More broadly, I like this quote because it’s a reminder as leadership to do the hard thinking work in figuring out where we want to go and why.
“The more aggressive you are in your behavior—the more drastically you turn the knobs—the longer it will take to reach the right temperature. That’s one of the lessons of balancing loops with delays: that aggressive action often produces exactly the opposite of what is intended. It produces instability and oscillation, instead of moving you more quickly toward your goal.” (Peter M. Senge, The Fifth Discipline)
Related to the themes found in Playing with Movement, this quote was a timely share with my partners when thinking about various problems and challenges within the org. The reactive tinkerer/troubleshooter in us want to jump in and play hero with a “quick fix” but we’re reminded of the unintended consequences and counter-productive effects. What to do instead? Sit tight, observe, and try our best to understand the different dynamics at play, searching for structural problems or hidden levers we could pull instead. Also easier said than done, but an evergreen lesson to keep in mind.
“Here’s what we do. Rather than demand whatever it takes, we ask, What will it take? That’s an invitation to a conversation. One where we can discuss strategy, make tradeoffs, make cuts, come up with a simpler approach all together, or even decide it’s not worth it after all. Questions bring options, decrees burn them.” (Jason Fried, David Heinemeier Hansson, It Doesn’t Have to Be Crazy at Work)
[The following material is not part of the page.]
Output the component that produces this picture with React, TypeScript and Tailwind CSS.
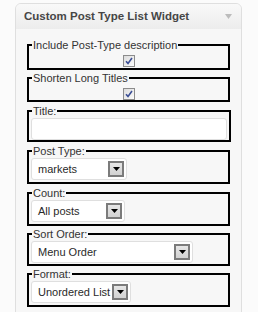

I shared this with the partners because I hope we model this behavior and don’t put “whatever it takes” demands on our team. However, this got me thinking about how, even if we don’t explicitly demand in a “whatever it takes” fashion, requests in passing or ad hoc requests without clear expectations can often be interpreted as “drop everything and get this done now.” Something to keep in mind because not everyone will feel comfortable following up with a “when do you need this by?” or “why are you asking me to do this?”.